Strategies to Protect Yourself
Maximize HSA Contributions
If you're enrolled in a high-deductible plan, contributing to a Health Savings Account is one of the best financial moves available. HSA contributions are tax-deductible, growth is tax-free, and withdrawals for medical expenses aren't taxed. The 2026 contribution limits are $4,300 for individuals and $8,550 for families.

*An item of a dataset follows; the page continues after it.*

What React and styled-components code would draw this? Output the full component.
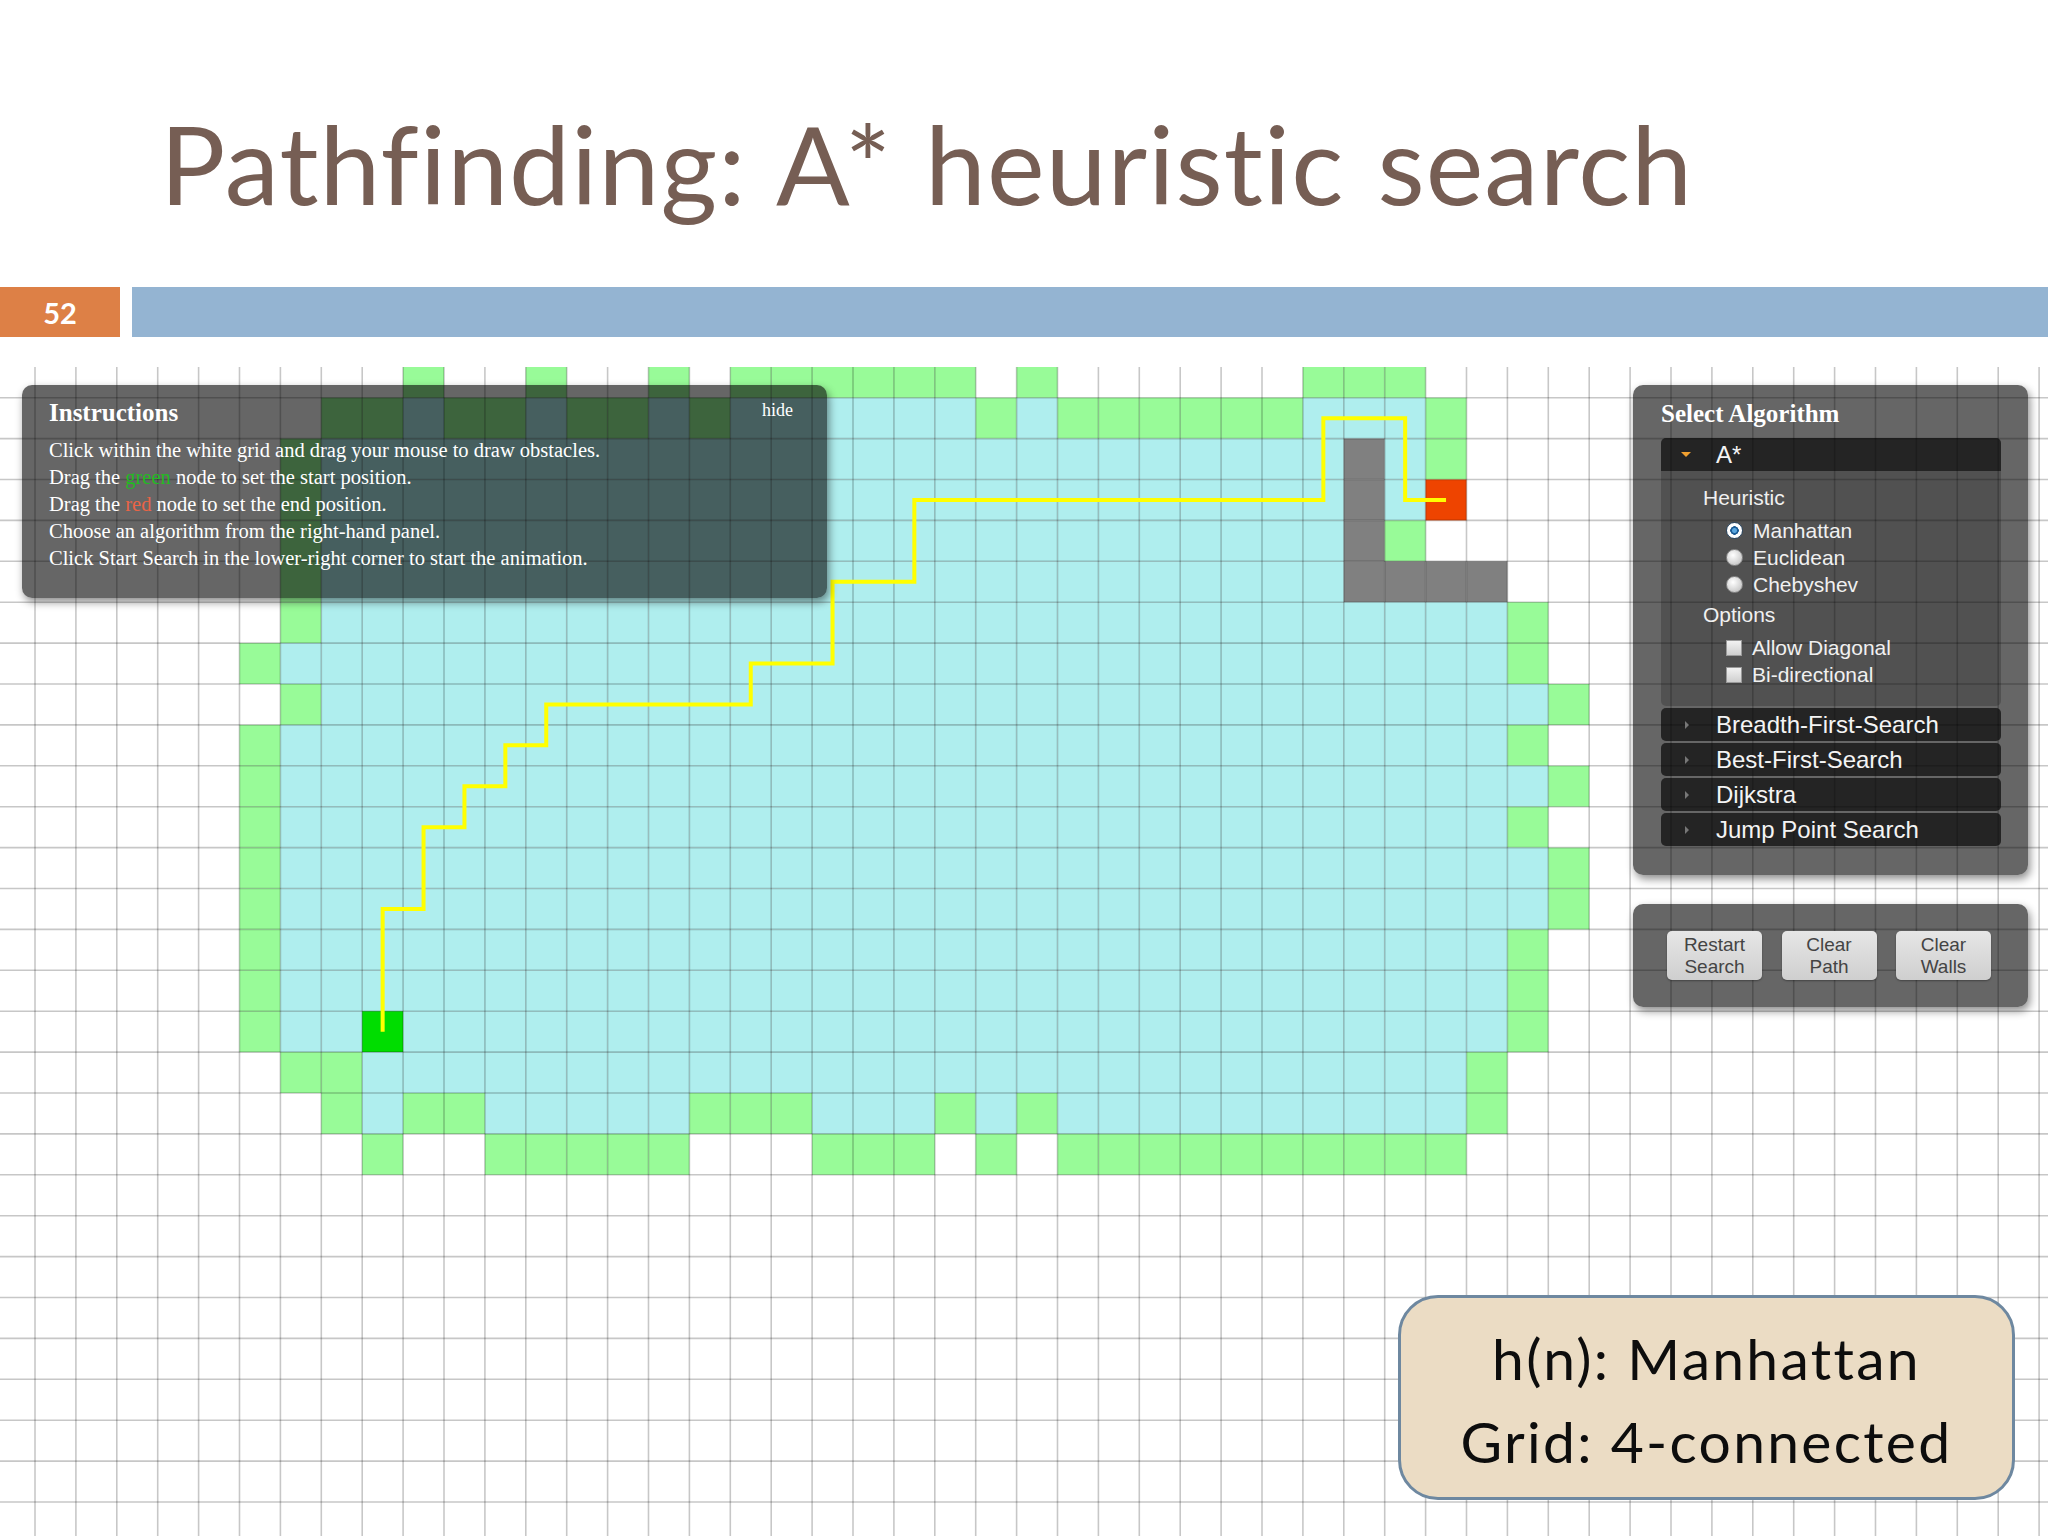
import React from "react";
import styled, { createGlobalStyle } from "styled-components";

const CELL = 40.9;
const OX = 35;
const OY = 30.7;
const STAGE_W = 2048;
const STAGE_H = 1169;

const FILL = {
  o: "#98fb98",
  c: "#afeeee",
  w: "#808080",
  s: "#00dd00",
  e: "#ee4400",
};

// [from column, to column, kind] per grid row
const SEGMENTS = {
  "-1": [[9, 9, "o"], [12, 12, "o"], [15, 15, "o"], [17, 22, "o"], [24, 24, "o"], [31, 33, "o"]],
  0: [
    [7, 8, "o"], [9, 9, "c"], [10, 11, "o"], [12, 12, "c"], [13, 14, "o"], [15, 15, "c"],
    [16, 16, "o"], [17, 22, "c"], [23, 23, "o"], [24, 24, "c"], [25, 30, "o"], [31, 33, "c"], [34, 34, "o"],
  ],
  1: [[6, 6, "o"], [7, 31, "c"], [32, 32, "w"], [33, 33, "c"], [34, 34, "o"]],
  2: [[6, 6, "o"], [7, 31, "c"], [32, 32, "w"], [33, 33, "c"], [34, 34, "e"]],
  3: [[6, 6, "o"], [7, 31, "c"], [32, 32, "w"], [33, 33, "o"]],
  4: [[6, 6, "o"], [7, 31, "c"], [32, 35, "w"]],
  5: [[6, 6, "o"], [7, 35, "c"], [36, 36, "o"]],
  6: [[5, 5, "o"], [6, 35, "c"], [36, 36, "o"]],
  7: [[6, 6, "o"], [7, 36, "c"], [37, 37, "o"]],
  8: [[5, 5, "o"], [6, 35, "c"], [36, 36, "o"]],
  9: [[5, 5, "o"], [6, 36, "c"], [37, 37, "o"]],
  10: [[5, 5, "o"], [6, 35, "c"], [36, 36, "o"]],
  11: [[5, 5, "o"], [6, 36, "c"], [37, 37, "o"]],
  12: [[5, 5, "o"], [6, 36, "c"], [37, 37, "o"]],
  13: [[5, 5, "o"], [6, 35, "c"], [36, 36, "o"]],
  14: [[5, 5, "o"], [6, 35, "c"], [36, 36, "o"]],
  15: [[5, 5, "o"], [6, 35, "c"], [8, 8, "s"], [36, 36, "o"]],
  16: [[6, 7, "o"], [8, 34, "c"], [35, 35, "o"]],
  17: [
    [7, 7, "o"], [8, 8, "c"], [9, 10, "o"], [11, 15, "c"], [16, 18, "o"], [19, 21, "c"],
    [22, 22, "o"], [23, 23, "c"], [24, 24, "o"], [25, 34, "c"], [35, 35, "o"],
  ],
  18: [[8, 8, "o"], [11, 15, "o"], [19, 21, "o"], [23, 23, "o"], [25, 34, "o"]],
};

const PATH = [
  [8, 15], [8, 12], [9, 12], [9, 10], [10, 10], [10, 9], [11, 9], [11, 8], [12, 8], [12, 7],
  [17, 7], [17, 6], [19, 6], [19, 4], [21, 4], [21, 2], [31, 2], [31, 0], [33, 0], [33, 2], [34, 2],
];

const cells = [];
Object.entries(SEGMENTS).forEach(([row, segs]) => {
  segs.forEach(([from, to, kind]) => {
    for (let k = from; k <= to; k++) cells.push({ k, j: Number(row), kind });
  });
});

const colLines = [];
for (let k = -1; k <= 49; k++) colLines.push(OX + k * CELL);
const rowLines = [];
for (let j = -1; j <= 28; j++) rowLines.push(OY + j * CELL);

const pathPoints = PATH.map(
  ([k, j]) => `${OX + (k + 0.5) * CELL},${OY + (j + 0.5) * CELL}`
).join(" ");

const GlobalStyle = createGlobalStyle`
  html, body {
    margin: 0;
    padding: 0;
    background: #ffffff;
    overflow: hidden;
  }
`;

const GridCanvas = () => (
  <GridSvg width={STAGE_W} height={STAGE_H} viewBox={`0 0 ${STAGE_W} ${STAGE_H}`}>
    <rect width={STAGE_W} height={STAGE_H} fill="#ffffff" />
    {cells.map((c, i) => (
      <rect
        key={i}
        x={OX + c.k * CELL}
        y={OY + c.j * CELL}
        width={CELL}
        height={CELL}
        fill={FILL[c.kind]}
      />
    ))}
    <g stroke="rgba(0,0,0,0.22)" strokeWidth="1.6">
      {colLines.map((x) => (
        <line key={`c${x}`} x1={x} y1={0} x2={x} y2={STAGE_H} />
      ))}
      {rowLines.map((y) => (
        <line key={`r${y}`} x1={0} y1={y} x2={STAGE_W} y2={y} />
      ))}
    </g>
    <polyline points={pathPoints} fill="none" stroke="#ffff00" strokeWidth="4" />
  </GridSvg>
);

const algorithms = ["Breadth-First-Search", "Best-First-Search", "Dijkstra", "Jump Point Search"];

const App = () => {
  return (
    <>
      <GlobalStyle />
      <Slide>
        <TitleArea>
          <Title>Pathfinding: A* heuristic search</Title>
        </TitleArea>
        <HeaderBar>
          <SlideNumber>52</SlideNumber>
          <AccentBar />
        </HeaderBar>
        <Stage>
          <GridCanvas />

          <InstructionsPanel>
            <PanelHead>
              <PanelTitle>Instructions</PanelTitle>
              <Hide>hide</Hide>
            </PanelHead>
            <Instructions>
              <li>Click within the white grid and drag your mouse to draw obstacles.</li>
              <li>
                Drag the <Tint $color="#22bb22">green</Tint> node to set the start position.
              </li>
              <li>
                Drag the <Tint $color="#ea6446">red</Tint> node to set the end position.
              </li>
              <li>Choose an algorithm from the right-hand panel.</li>
              <li>Click Start Search in the lower-right corner to start the animation.</li>
            </Instructions>
          </InstructionsPanel>

          <SidePanels>
            <AlgorithmPanel>
              <PanelTitle>Select Algorithm</PanelTitle>
              <Accordion>
                <Item>
                  <ItemHeader $open>
                    <Caret $open />
                    A*
                  </ItemHeader>
                  <ItemBody>
                    <Heading>Heuristic</Heading>
                    <OptionList>
                      <Option>
                        <Radio $checked />
                        Manhattan
                      </Option>
                      <Option>
                        <Radio />
                        Euclidean
                      </Option>
                      <Option>
                        <Radio />
                        Chebyshev
                      </Option>
                    </OptionList>
                    <Heading>Options</Heading>
                    <OptionList>
                      <Option>
                        <Check />
                        Allow Diagonal
                      </Option>
                      <Option>
                        <Check />
                        Bi-directional
                      </Option>
                    </OptionList>
                  </ItemBody>
                </Item>
                {algorithms.map((name) => (
                  <Item key={name}>
                    <ItemHeader>
                      <Caret />
                      {name}
                    </ItemHeader>
                  </Item>
                ))}
              </Accordion>
            </AlgorithmPanel>

            <PlayPanel>
              <ControlButton>
                Restart
                <br />
                Search
              </ControlButton>
              <ControlButton>
                Clear
                <br />
                Path
              </ControlButton>
              <ControlButton>
                Clear
                <br />
                Walls
              </ControlButton>
            </PlayPanel>
          </SidePanels>

          <Callout>
            <span>h(n): Manhattan</span>
            <span>Grid: 4-connected</span>
          </Callout>
        </Stage>
      </Slide>
    </>
  );
};

export default App;

const Slide = styled.div`
  width: 2048px;
  height: 1536px;
  background: #ffffff;
  overflow: hidden;
  display: flex;
  flex-direction: column;
`;

const TitleArea = styled.header`
  height: 287px;
  box-sizing: border-box;
  padding: 108px 0 0 160px;
`;

const Title = styled.h1`
  margin: 0;
  font-family: Lato, "Liberation Sans", sans-serif;
  font-weight: 400;
  font-size: 109px;
  line-height: 109px;
  letter-spacing: 1.1px;
  word-spacing: 4px;
  color: #765e54;
  white-space: nowrap;
`;

const HeaderBar = styled.div`
  display: flex;
  gap: 12px;
  height: 50px;
`;

const SlideNumber = styled.div`
  width: 120px;
  background: #dd8046;
  color: #ffffff;
  font-family: Lato, "Liberation Sans", sans-serif;
  font-weight: 700;
  font-size: 29px;
  display: flex;
  align-items: center;
  justify-content: center;
`;

const AccentBar = styled.div`
  flex: 1;
  background: #94b4d2;
`;

const Stage = styled.section`
  position: relative;
  margin-top: 30px;
  height: ${STAGE_H}px;
  overflow: hidden;
`;

const GridSvg = styled.svg`
  display: block;
`;

const Panel = styled.div`
  background: rgba(0, 0, 0, 0.6);
  border-radius: 10px;
  box-shadow: 2px 4px 8px rgba(0, 0, 0, 0.45);
  color: #ffffff;
  box-sizing: border-box;
`;

const InstructionsPanel = styled(Panel)`
  position: absolute;
  top: 18px;
  left: 22px;
  width: 805px;
  height: 213px;
  padding: 13px 34px 0 27px;
`;

const PanelHead = styled.div`
  display: flex;
  justify-content: space-between;
  align-items: flex-start;
`;

const PanelTitle = styled.h3`
  margin: 0;
  font-family: "Liberation Serif", serif;
  font-weight: 700;
  font-size: 25px;
  line-height: 30px;
  color: #ffffff;
`;

const Hide = styled.span`
  margin-top: 2px;
  font-family: "Liberation Serif", serif;
  font-size: 18px;
  line-height: 20px;
  color: #ffffff;
`;

const Instructions = styled.ul`
  list-style: none;
  margin: 9px 0 0;
  padding: 0;
  font-family: "Liberation Serif", serif;
  font-size: 20.5px;
  line-height: 27px;
  color: #ffffff;
`;

const Tint = styled.span`
  color: ${(p) => p.$color};
`;

const SidePanels = styled.div`
  position: absolute;
  top: 18px;
  left: 1633px;
  width: 395px;
  display: flex;
  flex-direction: column;
  gap: 29px;
`;

const AlgorithmPanel = styled(Panel)`
  height: 490px;
  padding: 14px 27px 0 28px;
`;

const Accordion = styled.div`
  margin-top: 9px;
  display: flex;
  flex-direction: column;
  gap: 2px;
  font-family: "Liberation Sans", Arial, sans-serif;
`;

const Item = styled.div`
  border-radius: 5px;
  overflow: hidden;
  background: rgba(0, 0, 0, 0.2);
`;

const ItemHeader = styled.div`
  height: 33px;
  display: flex;
  align-items: center;
  background: rgba(0, 0, 0, 0.55);
  font-size: 24px;
  color: #f4f4f4;
`;

const Caret = styled.span`
  width: 0;
  height: 0;
  ${(p) =>
    p.$open
      ? `
    margin: 0 25px 0 20px;
    border-left: 5px solid transparent;
    border-right: 5px solid transparent;
    border-top: 5px solid #f0a030;
  `
      : `
    margin: 0 27px 0 24px;
    border-top: 4px solid transparent;
    border-bottom: 4px solid transparent;
    border-left: 4px solid #777777;
  `}
`;

const ItemBody = styled.div`
  padding: 13px 0 15px 42px;
  font-size: 21px;
  line-height: 27px;
  color: #f0f0f0;
`;

const Heading = styled.div`
  margin-bottom: 6px;
`;

const OptionList = styled.div`
  margin: 0 0 3px 23px;
  display: flex;
  flex-direction: column;
`;

const Option = styled.label`
  display: flex;
  align-items: center;
  gap: 10px;
`;

const Radio = styled.span`
  width: 17px;
  height: 17px;
  border-radius: 50%;
  box-sizing: border-box;
  background: ${(p) =>
    p.$checked
      ? "radial-gradient(circle, #5aa7e0 0 2px, #1b5c96 3px 4px, #ffffff 4.5px)"
      : "radial-gradient(circle at 40% 35%, #ffffff, #b8b8b8)"};
  border: 1px solid ${(p) => (p.$checked ? "#2d4a66" : "#8a8a8a")};
`;

const Check = styled.span`
  width: 16px;
  height: 16px;
  box-sizing: border-box;
  background: linear-gradient(#f2f2f2, #cfcfcf);
  border: 1px solid #9a9a9a;
`;

const PlayPanel = styled(Panel)`
  height: 103px;
  padding: 27px 34px;
  display: flex;
  gap: 19.5px;
`;

const ControlButton = styled.button`
  width: 95px;
  height: 49px;
  padding: 0;
  border: none;
  border-radius: 5px;
  background: linear-gradient(#e6e6e6, #cfcfcf);
  box-shadow: 0 1px 2px rgba(0, 0, 0, 0.35);
  font-family: "Liberation Sans", Arial, sans-serif;
  font-size: 19px;
  line-height: 22px;
  color: #444444;
  text-align: center;
`;

const Callout = styled.div`
  position: absolute;
  left: 1398px;
  top: 928px;
  width: 617px;
  height: 205px;
  box-sizing: border-box;
  padding-top: 4px;
  border: 3px solid #6e88a0;
  border-radius: 40px;
  background: #ebdcc4;
  display: flex;
  flex-direction: column;
  align-items: center;
  justify-content: center;
  font-family: Lato, "Liberation Sans", sans-serif;
  font-size: 57px;
  line-height: 83px;
  letter-spacing: 2.3px;
  color: #0d0d0d;
`;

Shop Your Options During Open Enrollment
Don't automatically re-enroll in the same plan each year. Compare options carefully—the cheapest premium isn't always the best value when you factor in deductibles, copays, and provider networks.
Use Preventive Care
Most employer plans cover preventive services—annual physicals, screenings, immunizations—at 100% with no cost-sharing. Using these services can catch problems early before they become expensive to treat.
Question High-Cost Care
Before accepting expensive treatments or procedures, ask about alternatives and costs. The same procedure can vary by thousands of dollars depending on where it's performed. Price transparency tools, now required by federal law, can help you compare costs across providers.
The Bottom Line
Rising health care costs are an uncomfortable reality that won't resolve itself anytime soon. The combination of breakthrough but expensive drugs, rising chronic disease prevalence, and health care workforce shortages creates a perfect storm for continued cost increases.
For workers, the best defense is awareness and preparation. Understand your plan options, maximize tax-advantaged savings vehicles, and advocate for yourself when navigating the health care system.
The era of moderate health cost increases is over. The 6.5% increase in 2026 may be just the beginning of a new, more expensive normal for American workers and their families.